The Pitch: It’s a 4th Edition D&D Setting/Modbook which is about playing Bloodborne and Castlevania style gothic horror hunters. Combat is not about crawling through dungeons and parselling out careful resources, but instead about short tactical fights of 2-3 sequences of fights in a row, known as Hunts, usually with solo-class enemies rather than larger groups.
Between each hunt, the players invest effort into the thing that forms the core of their group, their Nexus, determined by the type of group they are. You can build your own keep or workshop, or network of connected hunters, depending on the type of game you choose to play.
The aim would be to keep the tactical, movement-based miniatures-driven combat of 4th Edition D&D, and giving you a sort of ‘boss rush’ way of playing. DMs don’t need to design larger dungeons, but rather just small connected places for the hunt to find their prey, and thanks to the hunters being hunters, these encounters naturally can take the shape of kill-boxes, or containment points.
This would be a gamebook, first and foremost; a single book that’s designed to work with Dungeons & Dragons 4th Edition.

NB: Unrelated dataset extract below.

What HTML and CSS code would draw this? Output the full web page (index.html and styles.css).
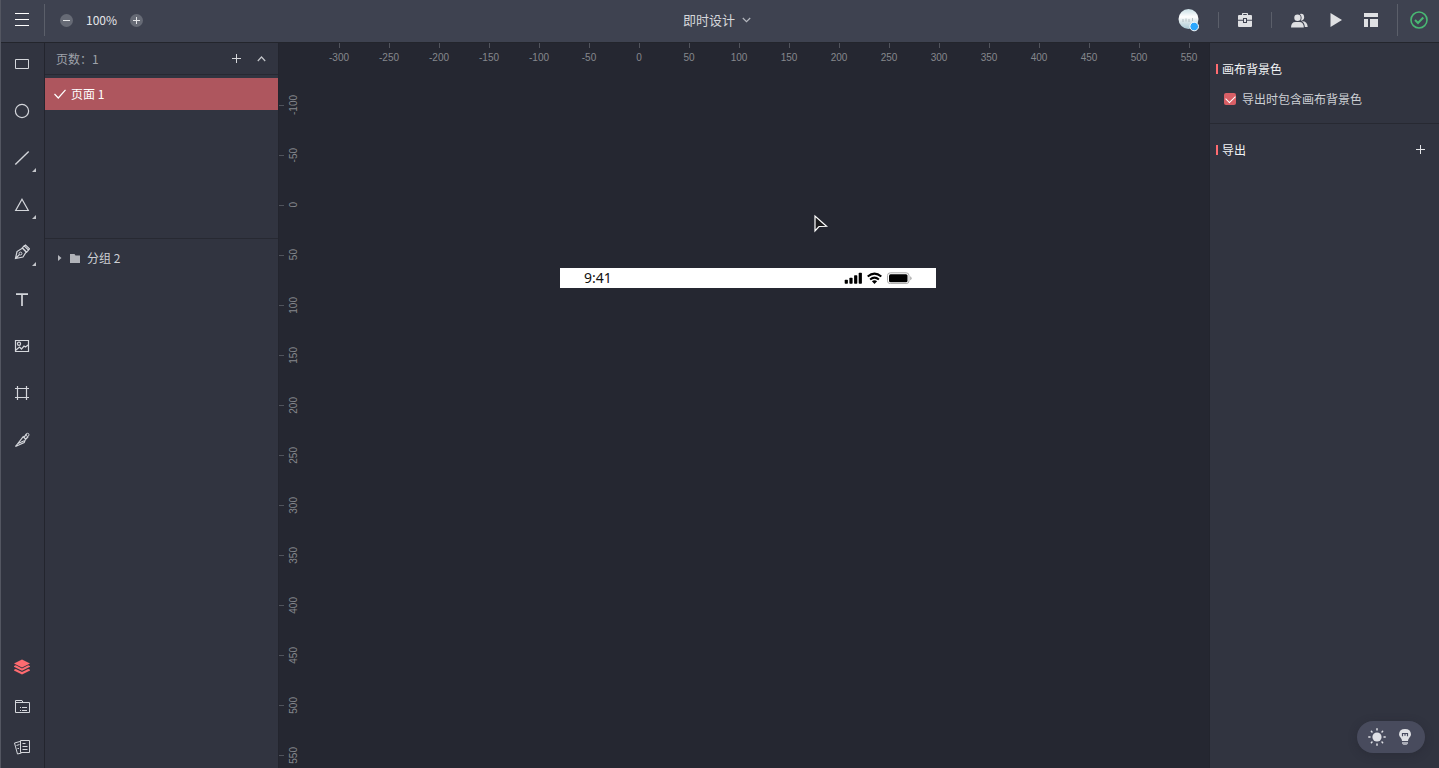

Hypothetically, if your players are into other systems, it might be designed to handle that kind of cross-compatibility, but the basic point is to be a game system for a game I like. The game would then be made up of a series of modules that you snap together to make your campaign.
One module would be the rules for creating your Nexus. A Nexus sets some ground rules for the style of campaign you play in and also works against the ‘murderhobo’ problem that more free-moving campaigns have. A Nexus is something that roots you back to a space – things and people you can’t leave, and it’d have systems for checking on or recognising the nature of the location the Nexus is in. You’d decide at the start of the game if you want to control one of three options:
- A Keep. Your hunters are known and important, and they have to manage and marshall the resources of the town. They may rule the town, literally, and they go out and hunt to push back the boundaries of dark around the town. This is for your more basic ‘heroic fantasy’ feeling, and have a system for managing competing needs in the keep. Think of it as being an anti-dracula, or princesses defending their castle. People like princesses right.
- A Workshop. Your hunters are part of an organisation within a city, and they relate to the people who live and move in that city. They can be trusted or distrusted, liked or disliked, and the central establishment of the workshop means they can benefit from the connected resources of the city. Workshop games are more like your Bloodborne, where people might recognise that you are a hunter, not necessarily that that means they should respect you.
- A Secret. Your hunters don’t have any physical location that they centrally can meet at. They’re all people aware of a secret of the world, and that means in their city or town, they’re the ones who can understand what the monsters are here for. This is for your Buffyverse kind of hunters, though set in a more gothic horror setting. In this situation, inspecting the monsters and hunting them may be seen as foolish or dangerous. There may be no idea of ‘a hunter’ and part of the challenge of The Hunt is making sure you can gather your friends together in time.
One module would be about dealing with monsters and classifying them based on their grouping. Back in Ravenloft there was the mechanics of Fear, Horror and Madness, which kind of did a similar thing – in this case, the idea is that monsters represent types, and exposure to/interaction with a type can change how you react/treat them. This would be a space for ideas like beasthood or maybe insight from Bloodborne. If players want to contain the powers of the nightmares, this is where I’d put that kind of idea.
Another module would be for handling gear. The 4th ed weapon system is really good for things like transforming/trick weapons, or weapons that evolve naturally over time. Your Nexus might be able to replace a conventional gear system – with gear and abilities levelling up based on a budget/availability. One of the funny things with 4ed is that most gear was just meant to get replaced by level – you were never meant to plow your entire budget into a thing that you could hypothetically pay for, after all. Just making it so ‘downtime can be spent to upgrade gear’ seems an obvious way to streamline gear and reduce the quantity of knick-knacks that are a bit of a design problem.
Another module would be for ‘Races.’ Particularly, it might be useful to make a system for turning a lot of Races into Ancestries or Heritages, the idea that in this culture, what a Dwarf represents mechanically is just another type of human, and to put the races that are blatantly visually monstrous in a basket that let players play twisted, monstrous hunters. Imagine being a minotaur trying to hide in Yarnham.
Playtesting, for a start. It’s also a big project. Art for RPG books is always a thing. Fortunately, this is something I’m going to want to exist so I can run it, so that’s going to mean that even if it never gets made/polished and sold as a big project, this guide will still be useful as a reference point if I share development on this blog!